= Mary Ethel Williams Barrett =

American art museum director

Mary Ethel Williams Barrett (1913–1951) was an artist, an art teacher, and the first director of the Wilmington Museum of Art. She served as director until 1940.

Mary "Ethel" Williams was “educated in Wilmington Schools, Duke University, and at Harvard University. She served as an assistant in the Department of Fine Arts at Duke from 1931 to 1937.”

== Museum career ==
Williams was inspired to try to get a Works Progress Administration (WPA) sponsored art space in Wilmington when she was taking a class at Harvard University.

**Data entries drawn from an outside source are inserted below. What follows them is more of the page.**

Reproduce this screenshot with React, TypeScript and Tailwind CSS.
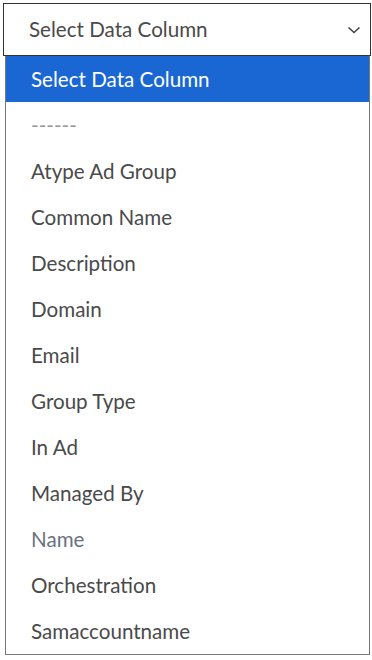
import React from "react";

const options = [
  "------",
  "Atype Ad Group",
  "Common Name",
  "Description",
  "Domain",
  "Email",
  "Group Type",
  "In Ad",
  "Managed By",
  "Name",
  "Orchestration",
  "Samaccountname",
];

export default function App() {
  return (
    <div
      className="h-[660px] w-[372px] bg-white pt-[3px]"
      style={{ fontFamily: "Lato, 'Noto Sans', sans-serif" }}
    >
      <div className="ml-[3px] mr-[1px] flex h-[53px] items-center justify-between border border-[#333] bg-white pl-[25px] pr-[9px] text-[20.6px] text-[#4a4a4a]">
        <span>Select Data Column</span>
        <svg className="h-[10px] w-[14px] text-[#444]" viewBox="0 0 14 10" fill="none" stroke="currentColor" strokeWidth="1.6">
          <path d="M1.5 2.5l5.5 5 5.5-5" />
        </svg>
      </div>
      <div className="ml-[5px] mr-[2px] border border-t-0 border-[#777] bg-white">
        <div className="flex h-[46px] items-center bg-[#1a67d4] pl-[25px] text-[20.6px] text-white">
          Select Data Column
        </div>
        {options.map((o) => (
          <div
            key={o}
            className={`flex h-[46px] items-center pl-[25px] text-[20.6px] ${
              o === "------" ? "text-[#999]" : o === "Name" ? "text-[#6b7280]" : "text-[#4a4a4a]"
            }`}
          >
            {o}
          </div>
        ))}
      </div>
    </div>
  );
}
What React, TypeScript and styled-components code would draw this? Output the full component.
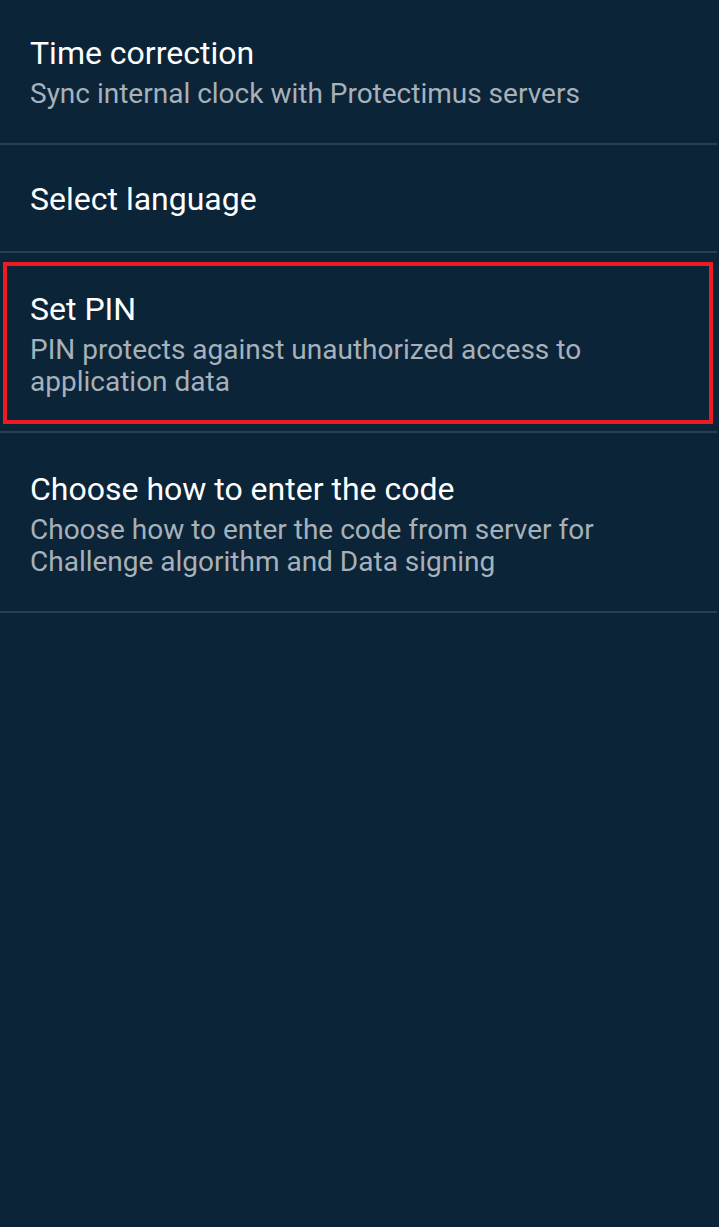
import React from "react";
import styled, { createGlobalStyle } from "styled-components";

const GlobalStyle = createGlobalStyle`
  html, body {
    margin: 0;
    padding: 0;
    background: #0b2438;
  }
  body {
    font-family: Roboto, "Noto Sans", sans-serif;
  }
`;

const Screen = styled.div`
  width: 719px;
  min-height: 1227px;
  background: #0b2438;
  display: flex;
  flex-direction: column;
`;

const Row = styled.div<{ $single?: boolean; $first?: boolean; $highlight?: boolean }>`
  position: relative;
  display: flex;
  flex-direction: column;
  justify-content: ${(p) => (p.$single ? "center" : "flex-start")};
  min-height: ${(p) => (p.$single ? "108px" : "0")};
  padding: ${(p) => (p.$single ? "2px 30px 0" : p.$first ? "35px 30px 33px" : "38px 30px 33px")};
  box-sizing: border-box;
  width: 717px;
  border-bottom: 2px solid #2a3f50;
  ${(p) =>
    p.$highlight &&
    `
    &::after {
      content: "";
      position: absolute;
      left: 3px;
      top: 9px;
      width: 710px;
      height: 162px;
      border: 4px solid #ed1c24;
      box-sizing: border-box;
      pointer-events: none;
    }
  `}
`;

const Title = styled.div`
  color: #ffffff;
  font-size: 32px;
  line-height: 36px;
  font-weight: 400;
`;

const Summary = styled.div`
  color: #a7b1ba;
  font-size: 28px;
  line-height: 32px;
  margin-top: 7px;
`;

type Item = { title: string; summary?: string; highlight?: boolean };

const items: Item[] = [
  { title: "Time correction", summary: "Sync internal clock with Protectimus servers" },
  { title: "Select language" },
  {
    title: "Set PIN",
    summary: "PIN protects against unauthorized access to application data",
    highlight: true,
  },
  {
    title: "Choose how to enter the code",
    summary: "Choose how to enter the code from server for Challenge algorithm and Data signing",
  },
];

export default function App() {
  return (
    <>
      <GlobalStyle />
      <Screen>
        {items.map((it, i) => (
          <Row key={it.title} $single={!it.summary} $first={i === 0} $highlight={it.highlight}>
            <Title>{it.title}</Title>
            {it.summary && <Summary>{it.summary}</Summary>}
          </Row>
        ))}
      </Screen>
    </>
  );
}
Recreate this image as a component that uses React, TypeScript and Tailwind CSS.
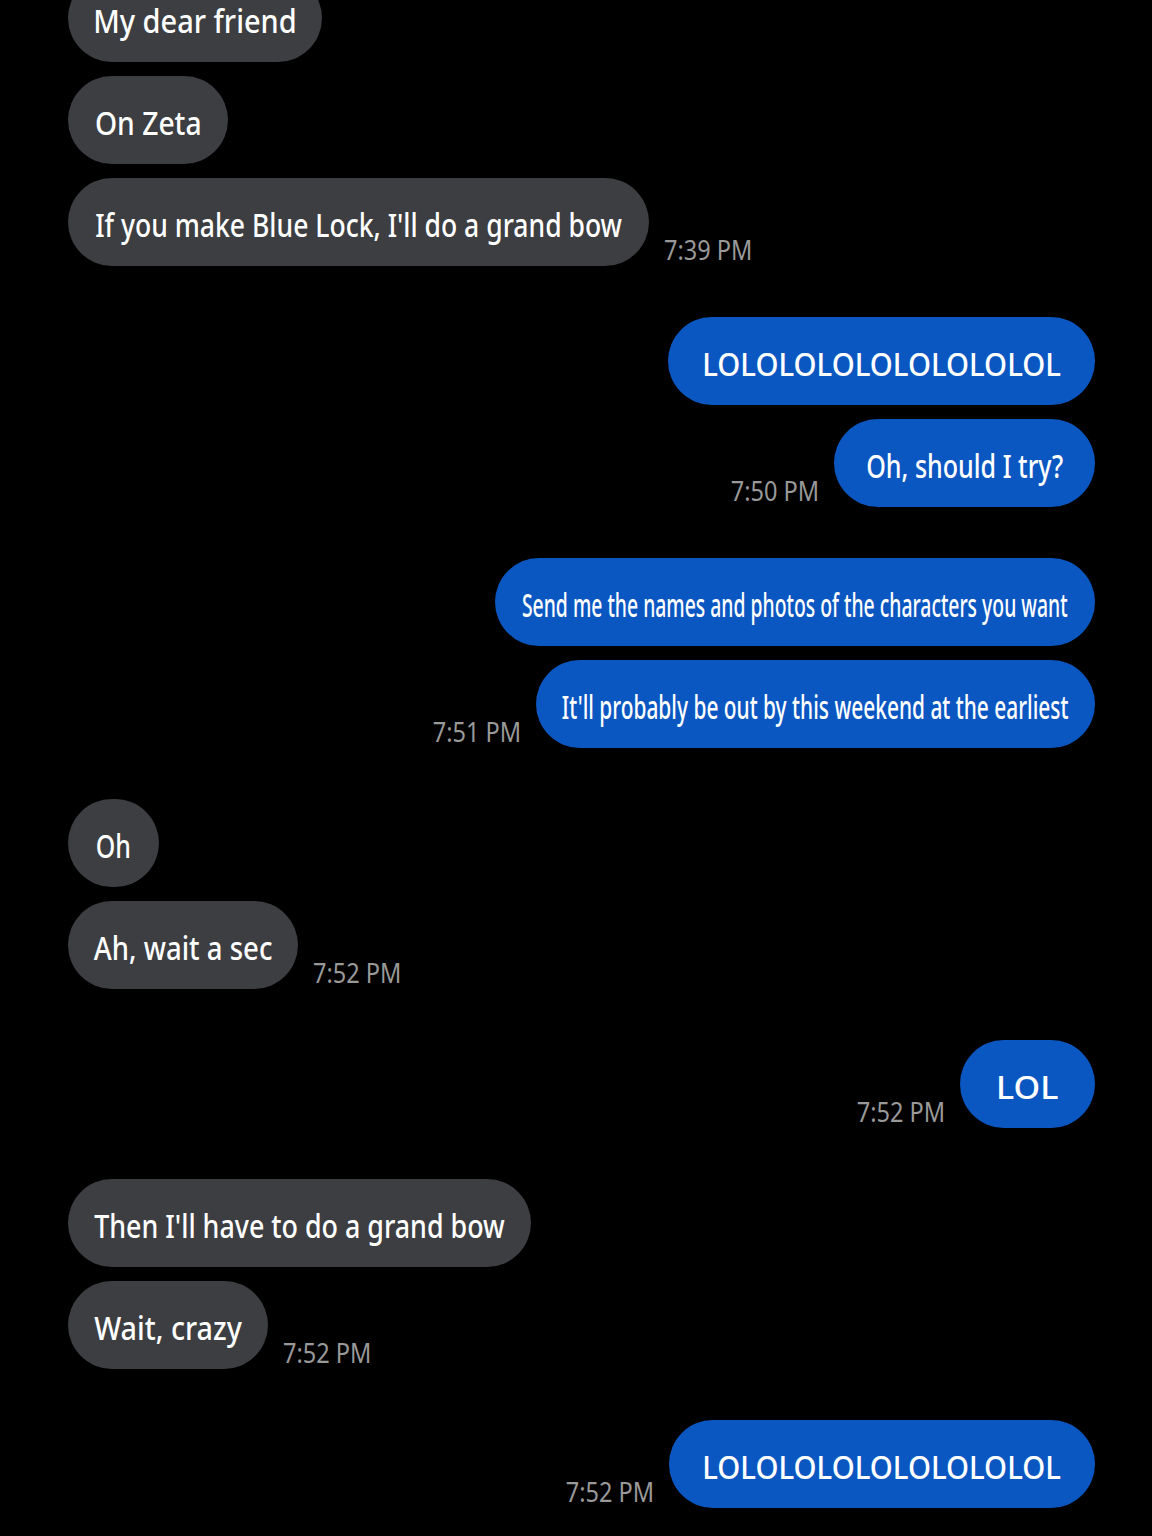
import React from 'react';

type Msg = { text: string; w: string; sx: string };
type Group = { side: 'in' | 'out'; time: string; msgs: Msg[] };

// bubble widths and horizontal squeeze read off the screenshot
const groups: Group[] = [
    { side: 'in', time: '7:39 PM', msgs: [
        { text: 'My dear friend', w: 'w-[254px]', sx: 'scale-x-[0.878]' },
        { text: 'On Zeta', w: 'w-[160px]', sx: 'scale-x-[0.856]' },
        { text: "If you make Blue Lock, I'll do a grand bow", w: 'w-[581px]', sx: 'scale-x-[0.804]' },
    ] },
    { side: 'out', time: '7:50 PM', msgs: [
        { text: 'LOLOLOLOLOLOLOLOLOL', w: 'w-[427px]', sx: 'scale-x-[0.89]' },
        { text: 'Oh, should I try?', w: 'w-[261px]', sx: 'scale-x-[0.76]' },
    ] },
    { side: 'out', time: '7:51 PM', msgs: [
        { text: 'Send me the names and photos of the characters you want', w: 'w-[600px]', sx: 'scale-x-[0.587]' },
        { text: "It'll probably be out by this weekend at the earliest", w: 'w-[559px]', sx: 'scale-x-[0.633]' },
    ] },
    { side: 'in', time: '7:52 PM', msgs: [
        { text: 'Oh', w: 'w-[91px]', sx: 'scale-x-[0.756]' },
        { text: 'Ah, wait a sec', w: 'w-[230px]', sx: 'scale-x-[0.834]' },
    ] },
    { side: 'out', time: '7:52 PM', msgs: [
        { text: 'LOL', w: 'w-[135px]', sx: 'scale-x-[1.03]' },
    ] },
    { side: 'in', time: '7:52 PM', msgs: [
        { text: "Then I'll have to do a grand bow", w: 'w-[463px]', sx: 'scale-x-[0.813]' },
        { text: 'Wait, crazy', w: 'w-[200px]', sx: 'scale-x-[0.869]' },
    ] },
    { side: 'out', time: '7:52 PM', msgs: [
        { text: 'LOLOLOLOLOLOLOLOLOL', w: 'w-[426px]', sx: 'scale-x-[0.89]' },
    ] },
];

const Bubble = ({ msg, side }: { msg: Msg; side: 'in' | 'out' }) => (
    <div className={`${msg.w} h-[88px] shrink-0 rounded-full flex items-center justify-center ${side === 'in' ? 'bg-[#3c3e41]' : 'bg-[#0b57c2]'}`}>
        <span className={`whitespace-nowrap text-[33px] font-medium leading-none text-white translate-y-[2px] ${msg.sx}`}>{msg.text}</span>
    </div>
);

const Time = ({ time, side }: { time: string; side: 'in' | 'out' }) => (
    <span className={`whitespace-nowrap text-[28px] leading-[28px] mb-[3px] text-[#999999] scale-x-[0.84] ${side === 'in' ? 'origin-left' : 'origin-right'}`}>
        {time}
    </span>
);

export default function App() {
    return (
        <div className="w-full h-[1536px] bg-black overflow-hidden" style={{ fontFamily: '"Noto Sans", "Open Sans", sans-serif' }}>
            <div className="flex flex-col gap-[51px] pl-[68px] pr-[57px] -mt-[26px]">
                {groups.map((g, gi) => (
                    <div key={gi} className={`flex flex-col gap-[14px] ${g.side === 'in' ? 'items-start' : 'items-end'}`}>
                        {g.msgs.map((m, mi) => {
                            const last = mi === g.msgs.length - 1;
                            if (!last) return <Bubble key={mi} msg={m} side={g.side} />;
                            return (
                                <div key={mi} className="flex items-end gap-[15px]">
                                    {g.side === 'out' && <Time time={g.time} side="out" />}
                                    <Bubble msg={m} side={g.side} />
                                    {g.side === 'in' && <Time time={g.time} side="in" />}
                                </div>
                            );
                        })}
                    </div>
                ))}
            </div>
        </div>
    );
}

In December 1937, Williams met with federal WPA officials in Washington DC, then headed home to Wilmington, and talked with Elisabeth Chant, the woman who was almost singlehandedly responsible for nurturing artistic talent in Wilmington before World War II. After Chant blessed the project, Williams and her supporters garnered financial aid from the city, and the Wilmington Museum of Art came into existence in November 1938. While Ethel Williams was at the helm, the museum was a great success. In less than two years, the museum's space and programs had been attended by 52,427.

In July 1940, Mary Ethel Williams married George Warren Barrett and—as was typical for the time for a women—left her job with the museum.

== Family life ==
Mary Ethel Williams Barrett and her spouse had three children. She died in 1951.